══ DATA SEGMENT

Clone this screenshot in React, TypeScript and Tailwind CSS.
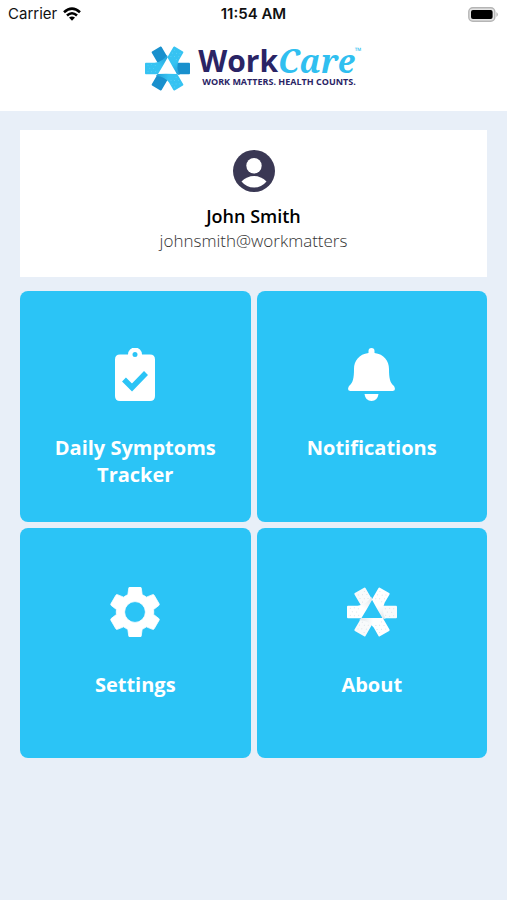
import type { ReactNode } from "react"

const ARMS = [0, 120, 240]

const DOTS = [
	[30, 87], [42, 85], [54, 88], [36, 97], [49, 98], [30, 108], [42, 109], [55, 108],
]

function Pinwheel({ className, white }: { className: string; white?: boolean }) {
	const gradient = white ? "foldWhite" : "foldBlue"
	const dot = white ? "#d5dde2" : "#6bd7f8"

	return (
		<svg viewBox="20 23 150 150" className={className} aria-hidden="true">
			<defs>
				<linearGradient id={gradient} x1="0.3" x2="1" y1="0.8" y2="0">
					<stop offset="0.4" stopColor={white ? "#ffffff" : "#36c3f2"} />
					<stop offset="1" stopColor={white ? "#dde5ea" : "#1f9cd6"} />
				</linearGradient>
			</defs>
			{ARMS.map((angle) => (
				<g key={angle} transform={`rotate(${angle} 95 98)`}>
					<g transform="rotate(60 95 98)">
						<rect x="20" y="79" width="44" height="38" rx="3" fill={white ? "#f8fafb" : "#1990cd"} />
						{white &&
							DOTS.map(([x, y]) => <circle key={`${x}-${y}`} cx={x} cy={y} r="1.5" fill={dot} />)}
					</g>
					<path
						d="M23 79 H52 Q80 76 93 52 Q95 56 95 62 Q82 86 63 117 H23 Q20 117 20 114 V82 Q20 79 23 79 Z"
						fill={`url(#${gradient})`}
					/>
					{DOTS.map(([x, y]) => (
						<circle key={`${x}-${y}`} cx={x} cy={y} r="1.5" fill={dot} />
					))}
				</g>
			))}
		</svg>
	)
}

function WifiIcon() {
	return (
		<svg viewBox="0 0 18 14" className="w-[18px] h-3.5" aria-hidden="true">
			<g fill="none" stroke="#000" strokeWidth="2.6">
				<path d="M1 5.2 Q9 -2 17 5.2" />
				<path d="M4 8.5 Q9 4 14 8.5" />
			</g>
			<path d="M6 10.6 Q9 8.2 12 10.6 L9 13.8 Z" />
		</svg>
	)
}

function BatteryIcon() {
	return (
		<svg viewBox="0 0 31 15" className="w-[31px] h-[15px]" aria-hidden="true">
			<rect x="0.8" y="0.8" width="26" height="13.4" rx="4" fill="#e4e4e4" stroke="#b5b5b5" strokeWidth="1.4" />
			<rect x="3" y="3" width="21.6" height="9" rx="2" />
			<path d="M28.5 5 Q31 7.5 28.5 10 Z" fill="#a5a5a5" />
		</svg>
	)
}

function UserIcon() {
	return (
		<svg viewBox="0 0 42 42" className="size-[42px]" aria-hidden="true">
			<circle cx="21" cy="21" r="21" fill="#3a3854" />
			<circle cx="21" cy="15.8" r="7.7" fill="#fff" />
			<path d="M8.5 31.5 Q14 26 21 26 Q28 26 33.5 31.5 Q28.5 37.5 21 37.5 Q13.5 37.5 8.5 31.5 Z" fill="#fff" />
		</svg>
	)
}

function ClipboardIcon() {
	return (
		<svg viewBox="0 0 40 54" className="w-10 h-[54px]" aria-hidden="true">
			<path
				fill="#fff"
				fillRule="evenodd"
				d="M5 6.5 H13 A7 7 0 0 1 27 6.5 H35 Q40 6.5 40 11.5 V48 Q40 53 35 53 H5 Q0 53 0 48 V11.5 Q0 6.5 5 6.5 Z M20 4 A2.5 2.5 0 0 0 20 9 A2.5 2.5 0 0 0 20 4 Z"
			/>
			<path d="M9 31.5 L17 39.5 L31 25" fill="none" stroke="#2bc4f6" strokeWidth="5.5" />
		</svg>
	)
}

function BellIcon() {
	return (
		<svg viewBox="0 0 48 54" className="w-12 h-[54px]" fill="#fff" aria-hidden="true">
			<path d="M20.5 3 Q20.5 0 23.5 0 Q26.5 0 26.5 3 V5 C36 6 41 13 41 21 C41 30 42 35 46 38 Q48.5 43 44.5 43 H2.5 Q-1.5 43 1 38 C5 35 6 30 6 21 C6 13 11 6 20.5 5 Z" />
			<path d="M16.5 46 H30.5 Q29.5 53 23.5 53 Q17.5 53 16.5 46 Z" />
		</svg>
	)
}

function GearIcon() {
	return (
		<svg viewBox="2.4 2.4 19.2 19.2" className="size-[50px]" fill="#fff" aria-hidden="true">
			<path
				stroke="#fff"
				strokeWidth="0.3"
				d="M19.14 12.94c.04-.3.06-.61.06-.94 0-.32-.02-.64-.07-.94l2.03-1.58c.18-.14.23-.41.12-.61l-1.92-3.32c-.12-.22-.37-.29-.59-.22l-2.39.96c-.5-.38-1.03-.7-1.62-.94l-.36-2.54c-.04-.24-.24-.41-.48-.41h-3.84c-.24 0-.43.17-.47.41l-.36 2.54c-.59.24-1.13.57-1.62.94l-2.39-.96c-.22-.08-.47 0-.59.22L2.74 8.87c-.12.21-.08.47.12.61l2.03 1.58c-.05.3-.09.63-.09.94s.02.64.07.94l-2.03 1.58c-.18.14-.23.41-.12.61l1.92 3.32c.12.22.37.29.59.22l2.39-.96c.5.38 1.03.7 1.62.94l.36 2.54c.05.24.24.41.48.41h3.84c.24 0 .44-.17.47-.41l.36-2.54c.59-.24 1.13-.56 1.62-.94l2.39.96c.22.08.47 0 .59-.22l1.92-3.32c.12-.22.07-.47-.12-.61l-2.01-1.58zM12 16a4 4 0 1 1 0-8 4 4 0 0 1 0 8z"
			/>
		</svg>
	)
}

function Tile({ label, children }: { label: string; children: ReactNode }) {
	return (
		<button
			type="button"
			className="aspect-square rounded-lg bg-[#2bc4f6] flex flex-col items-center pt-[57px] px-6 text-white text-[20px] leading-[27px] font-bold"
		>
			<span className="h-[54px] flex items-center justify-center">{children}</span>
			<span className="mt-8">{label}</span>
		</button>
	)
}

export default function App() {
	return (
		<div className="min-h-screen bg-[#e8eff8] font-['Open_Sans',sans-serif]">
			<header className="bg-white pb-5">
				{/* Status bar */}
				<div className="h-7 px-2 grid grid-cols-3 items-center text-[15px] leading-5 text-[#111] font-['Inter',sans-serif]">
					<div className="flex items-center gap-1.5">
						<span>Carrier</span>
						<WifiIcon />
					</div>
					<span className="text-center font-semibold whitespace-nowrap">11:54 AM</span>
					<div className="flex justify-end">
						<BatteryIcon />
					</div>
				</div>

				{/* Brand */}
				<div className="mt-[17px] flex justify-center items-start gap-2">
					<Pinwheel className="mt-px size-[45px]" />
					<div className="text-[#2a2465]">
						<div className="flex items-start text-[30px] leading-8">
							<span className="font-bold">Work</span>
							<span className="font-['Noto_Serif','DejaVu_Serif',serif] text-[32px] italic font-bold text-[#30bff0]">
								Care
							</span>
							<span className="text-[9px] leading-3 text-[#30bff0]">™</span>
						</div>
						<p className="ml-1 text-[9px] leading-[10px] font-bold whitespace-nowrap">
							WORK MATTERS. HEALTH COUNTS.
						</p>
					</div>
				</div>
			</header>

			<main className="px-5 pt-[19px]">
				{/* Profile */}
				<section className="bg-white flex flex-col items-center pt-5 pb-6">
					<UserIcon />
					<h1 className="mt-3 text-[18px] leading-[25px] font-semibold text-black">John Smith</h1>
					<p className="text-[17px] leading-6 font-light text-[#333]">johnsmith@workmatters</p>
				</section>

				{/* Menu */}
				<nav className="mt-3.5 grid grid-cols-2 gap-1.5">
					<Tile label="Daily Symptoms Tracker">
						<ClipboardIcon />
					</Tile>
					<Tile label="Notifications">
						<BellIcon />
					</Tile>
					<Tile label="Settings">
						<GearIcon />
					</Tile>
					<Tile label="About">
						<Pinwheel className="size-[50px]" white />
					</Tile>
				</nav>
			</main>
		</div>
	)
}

════

From the first line above through the line containing "const dot = white", copy everything exactly, without the pictures.

Clone this screenshot in React, TypeScript and Tailwind CSS.
import type { ReactNode } from "react"

const ARMS = [0, 120, 240]

const DOTS = [
	[30, 87], [42, 85], [54, 88], [36, 97], [49, 98], [30, 108], [42, 109], [55, 108],
]

function Pinwheel({ className, white }: { className: string; white?: boolean }) {
	const gradient = white ? "foldWhite" : "foldBlue"
	const dot = white ? "#d5dde2" : "#6bd7f8"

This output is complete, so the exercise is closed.